While there’s no “one-size-fits-all” fix for embodied trauma and C-PTSD, I can tell you what’s worked best for me.
- Therapy. Find yourself a good trauma-informed therapist and talk this shit out. I’ve been in therapy off and on for most of my adult life because the sneaky nature of trauma is that it can rear its ugly head in new situations all the time.
- Meditation. I first learned to meditate through a study at UCSF on “Cultivating Emotional Balance.” It took YEARS AND YEARS of practice before mediation became something that was easy for me but, damn, it was worth it. I can switch my mood from anxious to joyous in 20 minutes and can stay present and grounded in even the most triggering of situations now. One of the benefits that isn’t talked about enough is the changes that happen when we’re *not* meditating. Somehow that daily practice of 20 minutes of meditation has ripple effects outside of that time, too. I can now get into that meditative headspace immediately at almost any time of the day and feel the same effects of calm, peaceful joy that come from being in the present moment (aka mindfulness.)
- Books. I read self-help books all the time. I’ve found that there are two types that help me the most. There are books that give advice and teach you tools for a certain issue, like hypervigilance or perfectionism. These are helpful for when my symptoms arise and I need a tool or strategy to deal with them in the moment. And then there are autobiographical books that are written by people who went through something similar to me. These are sooooo validating and helpful and make me realize that what I went through was wrong and horrible (I tend to normalize things and underreact to trauma). They remind me that I am not as much of a freak or weirdo as I may imagine, and that other people have gone through the same thing and have had similar feelings and responses. (I mean, I am a freak and a weirdo, but in a totally awesome way, not in a social pariah kind of way.)

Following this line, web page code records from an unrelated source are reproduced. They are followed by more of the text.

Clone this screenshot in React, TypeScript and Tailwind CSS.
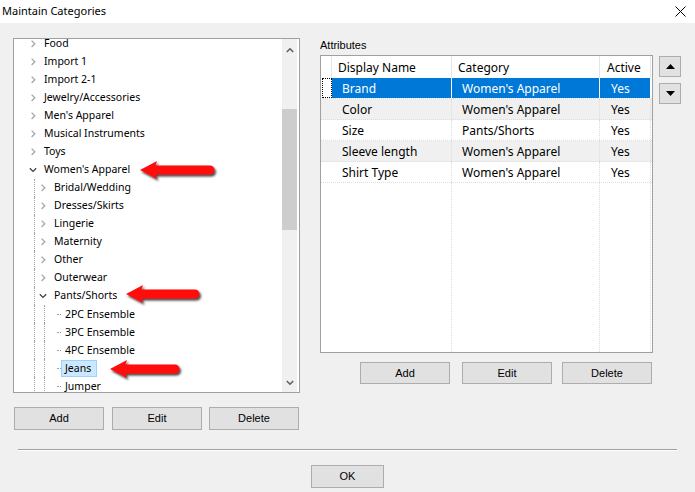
import React from 'react';

type Node = { label: string; level: 0 | 1 | 2; open?: boolean; selected?: boolean };

const tree: Node[] = [
  { label: 'Food', level: 0 },
  { label: 'Import 1', level: 0 },
  { label: 'Import 2-1', level: 0 },
  { label: 'Jewelry/Accessories', level: 0 },
  { label: "Men's Apparel", level: 0 },
  { label: 'Musical Instruments', level: 0 },
  { label: 'Toys', level: 0 },
  { label: "Women's Apparel", level: 0, open: true },
  { label: 'Bridal/Wedding', level: 1 },
  { label: 'Dresses/Skirts', level: 1 },
  { label: 'Lingerie', level: 1 },
  { label: 'Maternity', level: 1 },
  { label: 'Other', level: 1 },
  { label: 'Outerwear', level: 1 },
  { label: 'Pants/Shorts', level: 1, open: true },
  { label: '2PC Ensemble', level: 2 },
  { label: '3PC Ensemble', level: 2 },
  { label: '4PC Ensemble', level: 2 },
  { label: 'Jeans', level: 2, selected: true },
  { label: 'Jumper', level: 2 },
];

const attributes = [
  { name: 'Brand', category: "Women's Apparel", active: 'Yes' },
  { name: 'Color', category: "Women's Apparel", active: 'Yes' },
  { name: 'Size', category: 'Pants/Shorts', active: 'Yes' },
  { name: 'Sleeve length', category: "Women's Apparel", active: 'Yes' },
  { name: 'Shirt Type', category: "Women's Apparel", active: 'Yes' },
];

function Chevron({ open }: { open?: boolean }) {
  if (open) {
    return (
      <svg width="8" height="10" viewBox="0 0 8 10" className="shrink-0">
        <polyline points="0.8,3.2 4,6.4 7.2,3.2" fill="none" stroke="#404040" strokeWidth="1.3" />
      </svg>
    );
  }
  return (
    <svg width="8" height="10" viewBox="0 0 8 10" className="shrink-0">
      <polyline points="2.6,1.6 5.8,4.8 2.6,8" fill="none" stroke="#a6a6a6" strokeWidth="1.3" />
    </svg>
  );
}

function TreeRow({ node }: { node: Node }) {
  if (node.level === 0) {
    return (
      <div className="flex h-[18px] items-center pl-[15px]">
        <Chevron open={node.open} />
        <span className="ml-[7px] whitespace-nowrap">{node.label}</span>
      </div>
    );
  }
  if (node.level === 1) {
    return (
      <div className="flex h-[18px] items-center">
        <div className="w-[20px] shrink-0" />
        <div className="h-full w-0 border-l border-dotted border-[#a0a0a0]" />
        <div className="ml-[4px]">
          <Chevron open={node.open} />
        </div>
        <span className="ml-[7px] whitespace-nowrap">{node.label}</span>
      </div>
    );
  }
  return (
    <div className="flex h-[18px] items-center">
      <div className="w-[20px] shrink-0" />
      <div className="h-full w-0 border-l border-dotted border-[#a0a0a0]" />
      <div className="w-[9px] shrink-0" />
      <div className="h-full w-0 border-l border-dotted border-[#a0a0a0]" />
      <div className="ml-[12px] h-0 w-[4px] border-t border-dotted border-[#a0a0a0]" />
      <span
        className={
          node.selected
            ? 'h-[17px] whitespace-nowrap border border-[#99d1ff] bg-[#cce8ff] pl-[3px] pr-[5px] leading-[15px]'
            : 'h-[17px] whitespace-nowrap border border-transparent pl-[3px] pr-[5px] leading-[15px]'
        }
      >
        {node.label}
      </span>
    </div>
  );
}

function Button({ label, className = '' }: { label: string; className?: string }) {
  return (
    <button
      className={`border border-[#adadad] bg-[#e1e1e1] font-['Liberation_Sans',Arial,sans-serif] text-[11px] text-black ${className}`}
    >
      {label}
    </button>
  );
}

function Arrow({ length, id }: { length: number; id: string }) {
  const end = length - 4;
  return (
    <svg width={length + 8} height="26" viewBox={`0 0 ${length + 8} 26`}>
      <defs>
        <filter id={id} x="-10%" y="-30%" width="130%" height="180%">
          <feDropShadow dx="1.5" dy="2" stdDeviation="1.2" floodColor="#000" floodOpacity="0.75" />
        </filter>
      </defs>
      <path
        d={`M1 10 L18 1 L16.5 5.5 L${end} 5.5 A4.5 4.5 0 0 1 ${end} 14.5 L16.5 14.5 L18 19 Z`}
        fill="#ff0d0d"
        filter={`url(#${id})`}
      />
    </svg>
  );
}

export default function App() {
  return (
    <div className="relative h-[492px] w-[695px] overflow-hidden bg-[#f0f0f0] font-['Noto_Sans',sans-serif] text-black">
      {/* Title bar */}
      <div className="flex h-[23px] items-center justify-between bg-white pl-[2px] pr-[8px]">
        <span className="text-[11px]">Maintain Categories</span>
        <svg width="11" height="11" viewBox="0 0 11 11" className="mr-[1px]">
          <path d="M0.5 0.5 L10.5 10.5 M10.5 0.5 L0.5 10.5" stroke="#000" strokeWidth="1" />
        </svg>
      </div>

      <div className="flex pl-[13px] pt-[15px]">
        {/* Left: category tree */}
        <div className="flex w-[287px] flex-col">
          <div className="flex h-[355px] border border-[#a0a0a0] bg-white">
            <div className="flex-1 overflow-hidden text-[10.5px]">
              <div className="-mt-[4px]">
                {tree.map((n) => (
                  <TreeRow key={n.label} node={n} />
                ))}
              </div>
            </div>
            <div className="flex w-[15px] flex-col bg-[#f0f0f0]">
              <div className="flex h-[20px] items-center justify-center pt-[1px]">
                <svg width="8" height="6" viewBox="0 0 8 6">
                  <polyline points="0.8,5 4,1.8 7.2,5" fill="none" stroke="#606060" strokeWidth="1.6" />
                </svg>
              </div>
              <div className="h-[50px]" />
              <div className="h-[121px] bg-[#cdcdcd]" />
              <div className="flex-1" />
              <div className="flex h-[18px] items-center justify-center">
                <svg width="8" height="6" viewBox="0 0 8 6">
                  <polyline points="0.8,1 4,4.2 7.2,1" fill="none" stroke="#606060" strokeWidth="1.6" />
                </svg>
              </div>
            </div>
            <div className="w-[2px]" />
          </div>
          <div className="mt-[14px] flex pl-[1px]">
            <Button label="Add" className="h-[23px] w-[90px]" />
            <Button label="Edit" className="ml-[8px] h-[23px] w-[90px]" />
            <Button label="Delete" className="ml-[7px] h-[23px] w-[90px]" />
          </div>
        </div>

        {/* Right: attributes */}
        <div className="ml-[20px] flex flex-col">
          <div className="h-[17px] font-['Liberation_Sans',Arial,sans-serif] text-[11px] leading-[15px]">Attributes</div>
          <div className="flex">
            <div className="flex h-[298px] w-[333px] flex-col border border-[#a0a0a0] bg-white text-[12px]">
              <div className="flex h-[22px] shrink-0 leading-[24px]">
                <div className="w-[11px] border-r border-[#e5e5e5]" />
                <div className="w-[120px] border-r border-[#e5e5e5] pl-[6px]">Display Name</div>
                <div className="w-[148px] border-r border-[#e5e5e5] pl-[6px]">Category</div>
                <div className="w-[51px] border-r border-[#e5e5e5] pl-[7px]">Active</div>
              </div>
              {attributes.map((a, i) => {
                const selected = i === 0;
                const shaded = i % 2 === 1;
                const cell = selected
                  ? 'bg-[#0078d7] text-white border-r border-white'
                  : 'border-r border-dotted border-[#dcdcdc]';
                return (
                  <div
                    key={a.name}
                    className={`flex h-[21px] shrink-0 border-b border-dotted border-[#dcdcdc] leading-[22px] ${shaded ? 'bg-[#f0f0f0]' : ''}`}
                  >
                    <div className="w-[11px] bg-white">
                      {selected ? (
                        <div className="ml-[1px] h-full w-[10px] border border-dotted border-black" />
                      ) : (
                        <div className={`h-full ${shaded ? 'bg-[#f0f0f0]' : ''}`} />
                      )}
                    </div>
                    <div className={`w-[120px] pl-[10px] ${cell}`}>{a.name}</div>
                    <div className={`w-[148px] pl-[10px] ${cell}`}>{a.category}</div>
                    <div className={`w-[51px] pl-[11px] ${cell}`}>{a.active}</div>
                  </div>
                );
              })}
              <div className="flex flex-1">
                <div className="w-[11px]" />
                <div className="w-[120px] border-r border-dotted border-[#dcdcdc]" />
                <div className="w-[148px] border-r border-dotted border-[#dcdcdc]" />
                <div className="w-[51px] border-r border-dotted border-[#dcdcdc]" />
              </div>
            </div>
            <div className="ml-[6px] mt-[1px] flex flex-col gap-[6px]">
              <button className="flex h-[21px] w-[22px] items-center justify-center border border-[#adadad] bg-[#e1e1e1]">
                <svg width="9" height="5" viewBox="0 0 9 5">
                  <polygon points="0,5 4.5,0 9,5" fill="#000" />
                </svg>
              </button>
              <button className="flex h-[21px] w-[22px] items-center justify-center border border-[#adadad] bg-[#e1e1e1]">
                <svg width="9" height="5" viewBox="0 0 9 5">
                  <polygon points="0,0 4.5,5 9,0" fill="#000" />
                </svg>
              </button>
            </div>
          </div>
          <div className="mt-[9px] flex pl-[40px]">
            <Button label="Add" className="h-[22px] w-[90px]" />
            <Button label="Edit" className="ml-[12px] h-[22px] w-[90px]" />
            <Button label="Delete" className="ml-[10px] h-[22px] w-[90px]" />
          </div>
        </div>
      </div>

      {/* Separator and OK */}
      <div className="ml-[18px] mt-[19px] h-[2px] w-[659px] border-t border-b border-t-[#a0a0a0] border-b-white" />
      <div className="mt-[11px] pl-[311px]">
        <Button label="OK" className="h-[23px] w-[73px]" />
      </div>

      {/* Red annotation arrows */}
      <div className="absolute left-[139px] top-[160px]">
        <Arrow length={75} id="arrow-a" />
      </div>
      <div className="absolute left-[125px] top-[284px]">
        <Arrow length={74} id="arrow-b" />
      </div>
      <div className="absolute left-[109px] top-[359px]">
        <Arrow length={70} id="arrow-c" />
      </div>
    </div>
  );
}
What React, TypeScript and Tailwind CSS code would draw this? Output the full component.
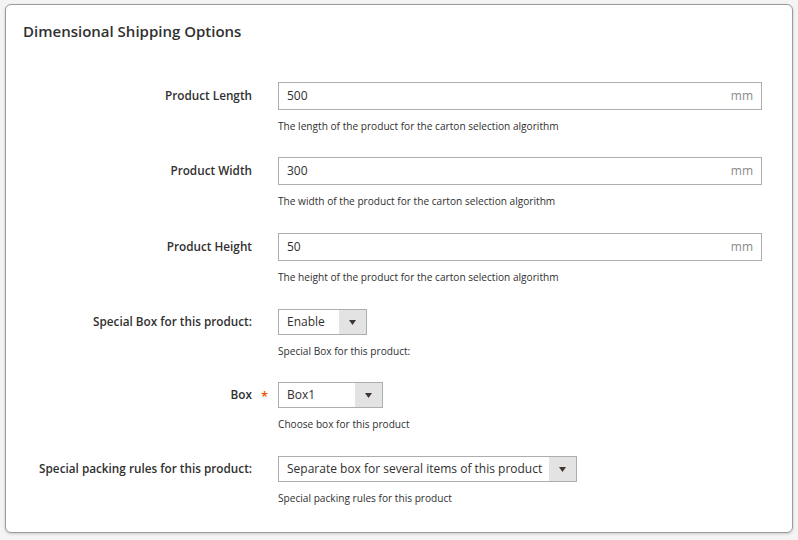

- Energy healing. Oh boy. This was so profound for me that I totally switched my life path and career so I could dive head first into learning all about this. Energy healing is so magical because unlike therapy or medication, it helps the body heal on the physical, mental, emotional, energetic, and spiritual levels all at once and in parallel. I originally started going to an energy healer to mitigate and heal side effects from chemo. One day about 3 months in, my practitioner said “Oh, you’re ready to transcend anxiety.” I looked at her and laughed right in her face. I’d been anxious since I was 3-years-old, and that’s probably just because I couldn’t remember back any earlier than that. But she did her thing and you know what? I left that office PROFOUNDLY less anxious. It felt like I’d had a 50-ton boulder lifted off me. My hypervigilance decreased markedly, my mood was more joyous and I had far fewer anxious, looping thoughts on a day-to-day basis. It was like 10 years of therapy in 3 months. So, I decided to figure out how that all worked. I’ve have spent the last 15 years studying different modalities and learning all that I can about the beautiful intersection of body, mind and spirit so that I can help others with their healing process, as well.
If you see some of yourself in what I wrote here, please know that you are not alone, that there are people and groups and tools to help you heal. And please know that I see you, I know it’s been so hard, and I think you are an amazing triumph of nature to have survived and thrived the way you have. It’s no small feat, my friend, and I am so very unabashedly proud of you, wherever you are in your healing process.